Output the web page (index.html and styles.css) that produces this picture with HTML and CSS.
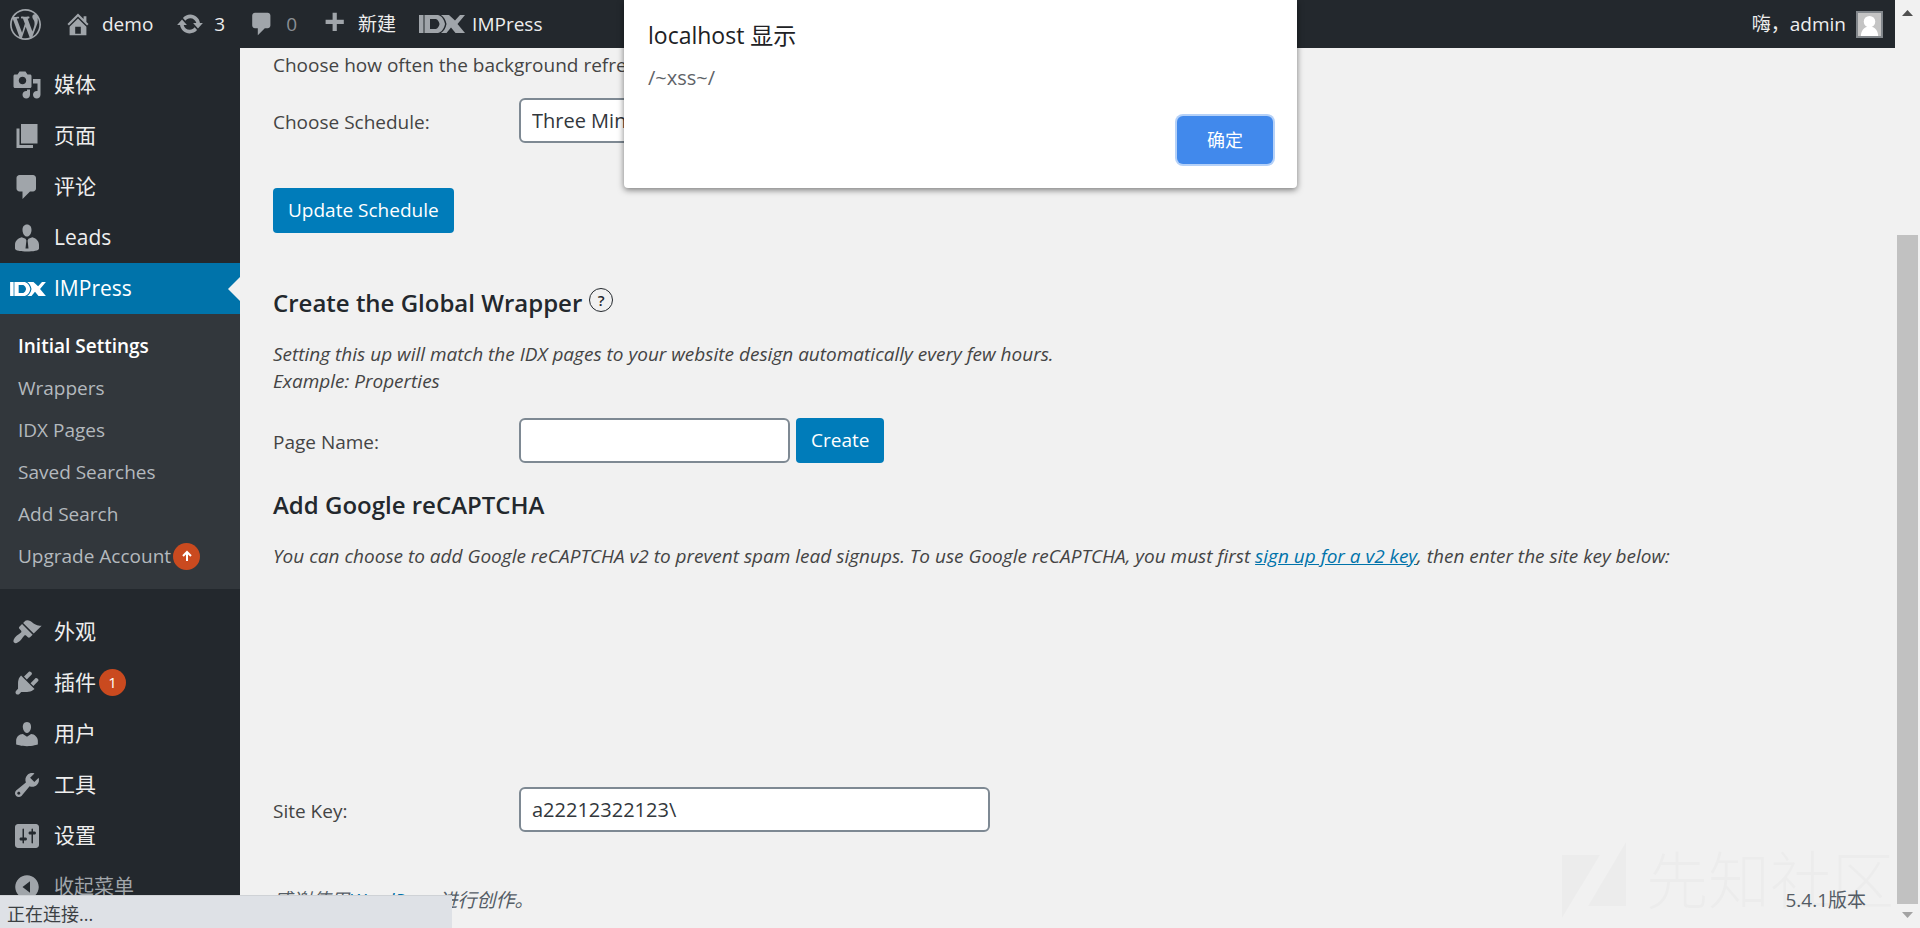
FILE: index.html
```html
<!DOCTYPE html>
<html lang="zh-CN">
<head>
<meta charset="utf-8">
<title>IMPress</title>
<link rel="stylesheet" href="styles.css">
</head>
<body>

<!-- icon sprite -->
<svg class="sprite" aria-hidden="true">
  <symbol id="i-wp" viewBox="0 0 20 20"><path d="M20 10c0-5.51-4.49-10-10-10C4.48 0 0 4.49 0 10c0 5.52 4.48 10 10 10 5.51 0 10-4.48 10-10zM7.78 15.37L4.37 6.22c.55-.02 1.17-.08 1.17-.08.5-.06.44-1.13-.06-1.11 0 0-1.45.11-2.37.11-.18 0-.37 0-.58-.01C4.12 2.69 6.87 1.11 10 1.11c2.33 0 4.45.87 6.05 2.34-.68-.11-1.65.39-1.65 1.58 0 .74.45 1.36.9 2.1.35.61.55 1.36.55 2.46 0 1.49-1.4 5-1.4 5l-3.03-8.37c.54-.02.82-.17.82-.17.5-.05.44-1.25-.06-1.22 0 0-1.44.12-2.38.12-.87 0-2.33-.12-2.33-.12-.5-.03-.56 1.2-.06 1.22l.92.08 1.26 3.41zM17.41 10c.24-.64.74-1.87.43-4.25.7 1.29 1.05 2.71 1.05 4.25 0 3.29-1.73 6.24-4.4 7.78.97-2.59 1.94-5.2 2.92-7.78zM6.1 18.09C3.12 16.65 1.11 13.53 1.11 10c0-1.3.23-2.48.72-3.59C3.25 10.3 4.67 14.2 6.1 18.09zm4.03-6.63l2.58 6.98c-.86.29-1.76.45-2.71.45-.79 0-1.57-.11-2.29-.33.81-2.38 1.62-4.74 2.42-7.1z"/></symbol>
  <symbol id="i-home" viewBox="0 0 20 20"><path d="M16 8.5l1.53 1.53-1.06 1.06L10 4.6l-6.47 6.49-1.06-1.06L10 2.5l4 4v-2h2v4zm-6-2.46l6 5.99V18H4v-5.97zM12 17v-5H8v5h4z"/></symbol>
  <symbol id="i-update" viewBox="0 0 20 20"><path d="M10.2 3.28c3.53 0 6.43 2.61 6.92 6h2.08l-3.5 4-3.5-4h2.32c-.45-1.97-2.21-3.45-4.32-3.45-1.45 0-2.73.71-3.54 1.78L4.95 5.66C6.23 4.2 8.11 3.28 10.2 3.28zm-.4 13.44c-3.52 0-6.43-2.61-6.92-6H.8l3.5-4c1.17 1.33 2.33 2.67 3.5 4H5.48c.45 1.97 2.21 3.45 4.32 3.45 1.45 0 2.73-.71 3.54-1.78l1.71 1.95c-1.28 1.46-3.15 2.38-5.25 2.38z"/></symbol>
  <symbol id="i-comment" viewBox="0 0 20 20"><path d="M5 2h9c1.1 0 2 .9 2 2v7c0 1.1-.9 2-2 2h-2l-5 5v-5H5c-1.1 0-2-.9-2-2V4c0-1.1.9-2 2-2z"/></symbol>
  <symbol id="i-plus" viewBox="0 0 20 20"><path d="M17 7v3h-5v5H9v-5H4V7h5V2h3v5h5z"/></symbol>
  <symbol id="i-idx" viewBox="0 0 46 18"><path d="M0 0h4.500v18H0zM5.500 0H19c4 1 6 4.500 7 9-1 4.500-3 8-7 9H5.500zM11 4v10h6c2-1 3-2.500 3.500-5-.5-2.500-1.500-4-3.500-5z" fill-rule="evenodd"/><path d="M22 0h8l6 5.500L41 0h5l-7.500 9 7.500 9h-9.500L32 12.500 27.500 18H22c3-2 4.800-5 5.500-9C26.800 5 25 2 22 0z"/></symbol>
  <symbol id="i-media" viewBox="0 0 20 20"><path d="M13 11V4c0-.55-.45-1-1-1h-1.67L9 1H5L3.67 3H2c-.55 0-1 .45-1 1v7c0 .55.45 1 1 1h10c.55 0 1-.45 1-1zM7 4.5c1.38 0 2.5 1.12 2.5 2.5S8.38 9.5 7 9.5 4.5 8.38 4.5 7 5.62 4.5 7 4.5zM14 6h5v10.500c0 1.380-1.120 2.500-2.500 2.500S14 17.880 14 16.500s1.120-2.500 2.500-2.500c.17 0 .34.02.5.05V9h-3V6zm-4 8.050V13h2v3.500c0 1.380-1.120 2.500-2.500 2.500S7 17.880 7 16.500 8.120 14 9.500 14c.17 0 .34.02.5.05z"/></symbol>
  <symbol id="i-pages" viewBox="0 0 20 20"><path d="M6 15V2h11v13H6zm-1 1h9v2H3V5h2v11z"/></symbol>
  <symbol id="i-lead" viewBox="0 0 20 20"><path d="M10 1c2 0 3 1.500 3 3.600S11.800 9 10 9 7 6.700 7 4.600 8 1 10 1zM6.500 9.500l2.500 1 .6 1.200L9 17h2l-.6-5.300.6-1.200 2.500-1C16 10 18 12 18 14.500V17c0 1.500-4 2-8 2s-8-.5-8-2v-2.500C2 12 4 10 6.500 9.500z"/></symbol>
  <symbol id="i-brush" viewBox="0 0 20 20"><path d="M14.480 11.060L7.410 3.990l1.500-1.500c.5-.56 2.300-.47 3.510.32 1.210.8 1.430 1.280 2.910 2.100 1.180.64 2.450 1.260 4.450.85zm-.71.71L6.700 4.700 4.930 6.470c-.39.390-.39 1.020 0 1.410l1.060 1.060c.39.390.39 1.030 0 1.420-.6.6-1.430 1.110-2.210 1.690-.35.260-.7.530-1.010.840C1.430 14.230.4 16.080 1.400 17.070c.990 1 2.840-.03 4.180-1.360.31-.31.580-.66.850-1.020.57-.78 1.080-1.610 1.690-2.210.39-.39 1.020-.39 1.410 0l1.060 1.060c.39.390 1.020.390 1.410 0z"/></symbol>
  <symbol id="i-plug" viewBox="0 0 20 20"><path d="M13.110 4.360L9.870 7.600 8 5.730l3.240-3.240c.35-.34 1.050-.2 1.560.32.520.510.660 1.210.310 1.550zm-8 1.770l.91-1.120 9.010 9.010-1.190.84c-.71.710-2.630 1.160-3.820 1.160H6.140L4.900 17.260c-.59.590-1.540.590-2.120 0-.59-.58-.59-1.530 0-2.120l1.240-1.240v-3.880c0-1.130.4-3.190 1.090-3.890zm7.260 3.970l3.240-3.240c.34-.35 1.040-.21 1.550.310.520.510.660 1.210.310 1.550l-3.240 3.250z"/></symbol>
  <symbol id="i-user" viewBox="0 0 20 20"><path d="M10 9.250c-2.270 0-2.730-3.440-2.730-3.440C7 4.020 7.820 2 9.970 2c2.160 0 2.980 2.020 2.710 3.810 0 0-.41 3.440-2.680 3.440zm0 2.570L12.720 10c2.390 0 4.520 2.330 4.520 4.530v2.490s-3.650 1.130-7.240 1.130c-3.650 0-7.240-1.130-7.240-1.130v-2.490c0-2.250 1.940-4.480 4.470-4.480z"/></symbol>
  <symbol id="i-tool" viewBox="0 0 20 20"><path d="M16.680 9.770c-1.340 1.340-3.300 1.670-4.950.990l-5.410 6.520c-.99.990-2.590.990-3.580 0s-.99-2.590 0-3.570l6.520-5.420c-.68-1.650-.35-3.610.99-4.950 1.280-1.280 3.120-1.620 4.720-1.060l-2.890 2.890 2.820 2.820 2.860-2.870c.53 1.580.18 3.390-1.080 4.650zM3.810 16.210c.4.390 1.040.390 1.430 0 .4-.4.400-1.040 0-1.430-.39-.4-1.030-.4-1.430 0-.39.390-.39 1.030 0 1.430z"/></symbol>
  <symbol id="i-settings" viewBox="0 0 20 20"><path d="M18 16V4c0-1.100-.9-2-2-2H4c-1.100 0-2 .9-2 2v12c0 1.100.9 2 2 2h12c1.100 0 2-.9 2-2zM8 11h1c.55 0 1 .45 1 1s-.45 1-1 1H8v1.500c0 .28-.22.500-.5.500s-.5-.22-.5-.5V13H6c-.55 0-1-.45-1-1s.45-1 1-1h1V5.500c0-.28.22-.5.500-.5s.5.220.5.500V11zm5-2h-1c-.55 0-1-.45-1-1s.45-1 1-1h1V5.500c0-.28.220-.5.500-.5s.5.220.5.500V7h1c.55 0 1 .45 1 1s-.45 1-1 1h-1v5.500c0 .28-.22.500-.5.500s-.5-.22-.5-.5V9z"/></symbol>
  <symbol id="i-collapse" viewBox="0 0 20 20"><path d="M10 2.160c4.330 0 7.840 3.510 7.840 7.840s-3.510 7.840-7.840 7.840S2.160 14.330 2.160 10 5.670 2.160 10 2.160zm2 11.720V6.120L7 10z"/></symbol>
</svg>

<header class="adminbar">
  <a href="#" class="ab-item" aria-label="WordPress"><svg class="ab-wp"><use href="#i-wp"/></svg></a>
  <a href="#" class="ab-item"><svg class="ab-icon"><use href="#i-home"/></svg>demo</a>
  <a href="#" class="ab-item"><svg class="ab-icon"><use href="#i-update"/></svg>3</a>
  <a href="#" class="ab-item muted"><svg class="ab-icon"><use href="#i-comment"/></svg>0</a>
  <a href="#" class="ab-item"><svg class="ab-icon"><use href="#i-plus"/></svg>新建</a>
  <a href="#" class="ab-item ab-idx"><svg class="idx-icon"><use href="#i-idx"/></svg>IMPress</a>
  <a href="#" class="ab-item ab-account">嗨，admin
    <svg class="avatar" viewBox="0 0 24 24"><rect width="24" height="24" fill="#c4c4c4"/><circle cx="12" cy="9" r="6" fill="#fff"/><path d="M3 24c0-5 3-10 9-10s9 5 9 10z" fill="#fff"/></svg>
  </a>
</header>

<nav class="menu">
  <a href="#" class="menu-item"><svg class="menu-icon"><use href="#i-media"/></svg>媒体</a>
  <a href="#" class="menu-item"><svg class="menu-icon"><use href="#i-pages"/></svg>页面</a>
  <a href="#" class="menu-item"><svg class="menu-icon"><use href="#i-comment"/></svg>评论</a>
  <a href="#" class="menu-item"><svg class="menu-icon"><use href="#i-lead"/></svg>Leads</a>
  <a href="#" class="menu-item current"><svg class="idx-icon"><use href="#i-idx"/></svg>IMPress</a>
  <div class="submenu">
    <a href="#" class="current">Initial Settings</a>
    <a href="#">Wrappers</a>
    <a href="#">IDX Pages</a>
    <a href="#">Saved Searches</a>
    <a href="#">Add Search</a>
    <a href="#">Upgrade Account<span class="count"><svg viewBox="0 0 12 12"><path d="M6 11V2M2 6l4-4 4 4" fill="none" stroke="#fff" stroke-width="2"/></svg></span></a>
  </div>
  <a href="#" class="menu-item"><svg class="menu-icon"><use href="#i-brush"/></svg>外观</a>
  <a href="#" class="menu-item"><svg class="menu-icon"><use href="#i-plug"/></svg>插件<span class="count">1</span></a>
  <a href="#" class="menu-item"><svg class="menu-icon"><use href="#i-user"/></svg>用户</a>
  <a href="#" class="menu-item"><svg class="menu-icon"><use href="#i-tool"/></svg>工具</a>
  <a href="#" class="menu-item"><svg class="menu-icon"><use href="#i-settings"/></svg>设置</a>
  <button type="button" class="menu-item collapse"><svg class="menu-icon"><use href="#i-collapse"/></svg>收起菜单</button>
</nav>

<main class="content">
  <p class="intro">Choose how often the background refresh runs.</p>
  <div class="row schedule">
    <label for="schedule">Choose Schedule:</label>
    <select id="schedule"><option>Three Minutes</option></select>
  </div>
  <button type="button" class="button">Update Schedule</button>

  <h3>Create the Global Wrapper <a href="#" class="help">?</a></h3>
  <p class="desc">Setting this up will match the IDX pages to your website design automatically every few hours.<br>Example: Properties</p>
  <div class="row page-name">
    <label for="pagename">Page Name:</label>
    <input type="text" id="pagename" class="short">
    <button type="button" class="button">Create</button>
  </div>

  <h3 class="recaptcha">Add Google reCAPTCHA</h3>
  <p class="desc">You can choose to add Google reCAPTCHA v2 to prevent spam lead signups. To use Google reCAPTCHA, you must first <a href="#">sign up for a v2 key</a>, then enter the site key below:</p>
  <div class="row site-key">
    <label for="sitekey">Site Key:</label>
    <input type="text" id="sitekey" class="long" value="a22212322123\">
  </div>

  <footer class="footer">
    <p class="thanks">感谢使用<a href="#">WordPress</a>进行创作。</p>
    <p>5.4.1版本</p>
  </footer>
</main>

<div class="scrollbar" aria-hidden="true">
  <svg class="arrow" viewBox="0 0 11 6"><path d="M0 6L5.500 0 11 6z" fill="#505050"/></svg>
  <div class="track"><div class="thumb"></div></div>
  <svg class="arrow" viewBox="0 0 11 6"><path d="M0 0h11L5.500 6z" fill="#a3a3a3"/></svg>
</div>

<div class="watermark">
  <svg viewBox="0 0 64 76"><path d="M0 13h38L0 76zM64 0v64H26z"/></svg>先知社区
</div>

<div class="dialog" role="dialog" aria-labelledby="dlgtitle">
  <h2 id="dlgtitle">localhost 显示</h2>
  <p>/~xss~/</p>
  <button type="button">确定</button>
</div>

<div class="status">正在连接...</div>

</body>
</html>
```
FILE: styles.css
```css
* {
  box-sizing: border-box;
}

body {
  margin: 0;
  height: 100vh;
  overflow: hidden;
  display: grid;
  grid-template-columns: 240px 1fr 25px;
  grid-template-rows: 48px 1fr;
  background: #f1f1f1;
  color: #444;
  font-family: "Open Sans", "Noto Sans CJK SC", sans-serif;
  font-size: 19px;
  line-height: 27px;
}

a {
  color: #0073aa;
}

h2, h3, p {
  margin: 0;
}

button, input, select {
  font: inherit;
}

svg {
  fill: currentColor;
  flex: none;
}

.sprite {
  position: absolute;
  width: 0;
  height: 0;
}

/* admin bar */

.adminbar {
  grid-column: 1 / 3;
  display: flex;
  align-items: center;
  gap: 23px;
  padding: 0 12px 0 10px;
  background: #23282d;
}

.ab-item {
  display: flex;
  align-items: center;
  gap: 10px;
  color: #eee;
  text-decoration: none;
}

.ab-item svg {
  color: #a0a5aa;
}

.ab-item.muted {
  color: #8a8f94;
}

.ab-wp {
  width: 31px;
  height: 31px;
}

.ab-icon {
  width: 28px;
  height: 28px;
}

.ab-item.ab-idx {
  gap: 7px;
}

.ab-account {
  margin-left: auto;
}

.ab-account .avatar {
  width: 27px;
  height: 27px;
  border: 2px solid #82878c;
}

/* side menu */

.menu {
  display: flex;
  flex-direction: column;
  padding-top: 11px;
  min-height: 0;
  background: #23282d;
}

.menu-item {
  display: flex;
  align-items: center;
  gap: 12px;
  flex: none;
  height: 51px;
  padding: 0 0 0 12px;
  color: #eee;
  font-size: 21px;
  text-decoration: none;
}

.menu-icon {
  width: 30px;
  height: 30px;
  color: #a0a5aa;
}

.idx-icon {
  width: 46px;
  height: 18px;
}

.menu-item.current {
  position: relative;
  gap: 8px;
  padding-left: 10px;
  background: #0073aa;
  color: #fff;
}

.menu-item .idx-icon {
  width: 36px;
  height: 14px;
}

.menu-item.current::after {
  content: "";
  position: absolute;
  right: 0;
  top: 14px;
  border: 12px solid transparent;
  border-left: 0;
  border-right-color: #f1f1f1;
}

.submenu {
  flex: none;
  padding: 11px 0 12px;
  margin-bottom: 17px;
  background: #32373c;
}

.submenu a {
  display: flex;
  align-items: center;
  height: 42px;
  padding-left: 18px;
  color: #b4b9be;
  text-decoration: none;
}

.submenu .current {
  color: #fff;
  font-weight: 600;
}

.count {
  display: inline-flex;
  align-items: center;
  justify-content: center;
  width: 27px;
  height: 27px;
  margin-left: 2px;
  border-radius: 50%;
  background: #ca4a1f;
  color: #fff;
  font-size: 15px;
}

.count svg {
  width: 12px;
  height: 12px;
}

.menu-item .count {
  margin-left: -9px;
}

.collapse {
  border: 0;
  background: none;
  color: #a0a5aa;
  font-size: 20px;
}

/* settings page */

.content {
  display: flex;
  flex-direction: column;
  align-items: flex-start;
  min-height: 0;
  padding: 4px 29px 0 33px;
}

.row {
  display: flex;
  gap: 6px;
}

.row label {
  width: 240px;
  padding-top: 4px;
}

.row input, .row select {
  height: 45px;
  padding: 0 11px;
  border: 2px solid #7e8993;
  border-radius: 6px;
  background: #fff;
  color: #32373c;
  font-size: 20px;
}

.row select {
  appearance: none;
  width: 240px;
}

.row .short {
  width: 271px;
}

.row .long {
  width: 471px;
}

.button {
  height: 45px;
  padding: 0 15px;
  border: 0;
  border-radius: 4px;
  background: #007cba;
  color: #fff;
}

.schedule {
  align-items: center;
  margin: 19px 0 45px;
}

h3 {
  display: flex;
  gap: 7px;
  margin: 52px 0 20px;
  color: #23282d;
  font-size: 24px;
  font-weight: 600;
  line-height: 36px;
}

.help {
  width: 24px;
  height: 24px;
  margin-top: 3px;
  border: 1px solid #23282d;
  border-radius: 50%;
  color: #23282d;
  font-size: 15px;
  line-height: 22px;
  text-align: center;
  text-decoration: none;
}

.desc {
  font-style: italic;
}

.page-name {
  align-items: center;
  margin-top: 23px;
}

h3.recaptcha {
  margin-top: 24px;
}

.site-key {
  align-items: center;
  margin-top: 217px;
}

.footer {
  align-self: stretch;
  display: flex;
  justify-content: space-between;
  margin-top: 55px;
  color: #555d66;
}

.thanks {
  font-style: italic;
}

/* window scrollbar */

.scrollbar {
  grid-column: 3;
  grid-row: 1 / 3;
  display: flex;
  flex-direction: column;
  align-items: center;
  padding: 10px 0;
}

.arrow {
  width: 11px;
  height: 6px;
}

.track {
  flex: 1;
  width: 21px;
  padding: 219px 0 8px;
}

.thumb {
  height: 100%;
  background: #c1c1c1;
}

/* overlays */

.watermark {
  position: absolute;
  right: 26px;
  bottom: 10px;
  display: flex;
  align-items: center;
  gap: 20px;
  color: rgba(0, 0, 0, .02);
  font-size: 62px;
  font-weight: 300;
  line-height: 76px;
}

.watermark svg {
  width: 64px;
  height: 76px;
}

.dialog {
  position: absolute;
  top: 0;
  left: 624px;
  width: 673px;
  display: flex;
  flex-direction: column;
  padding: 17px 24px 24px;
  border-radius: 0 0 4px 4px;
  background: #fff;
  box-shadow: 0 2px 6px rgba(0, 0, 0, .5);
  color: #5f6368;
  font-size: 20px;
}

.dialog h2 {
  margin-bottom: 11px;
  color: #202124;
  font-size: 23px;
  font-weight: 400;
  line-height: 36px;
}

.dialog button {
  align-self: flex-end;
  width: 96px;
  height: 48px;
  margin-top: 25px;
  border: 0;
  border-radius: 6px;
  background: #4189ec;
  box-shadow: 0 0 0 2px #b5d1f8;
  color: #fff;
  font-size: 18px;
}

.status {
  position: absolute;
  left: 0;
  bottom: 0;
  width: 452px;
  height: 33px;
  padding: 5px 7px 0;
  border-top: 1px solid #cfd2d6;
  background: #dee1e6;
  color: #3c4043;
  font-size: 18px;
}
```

- Aim -
Within the listing above, work out how many lines contain the string "styles", and reply with that number only.

- Written answer -
3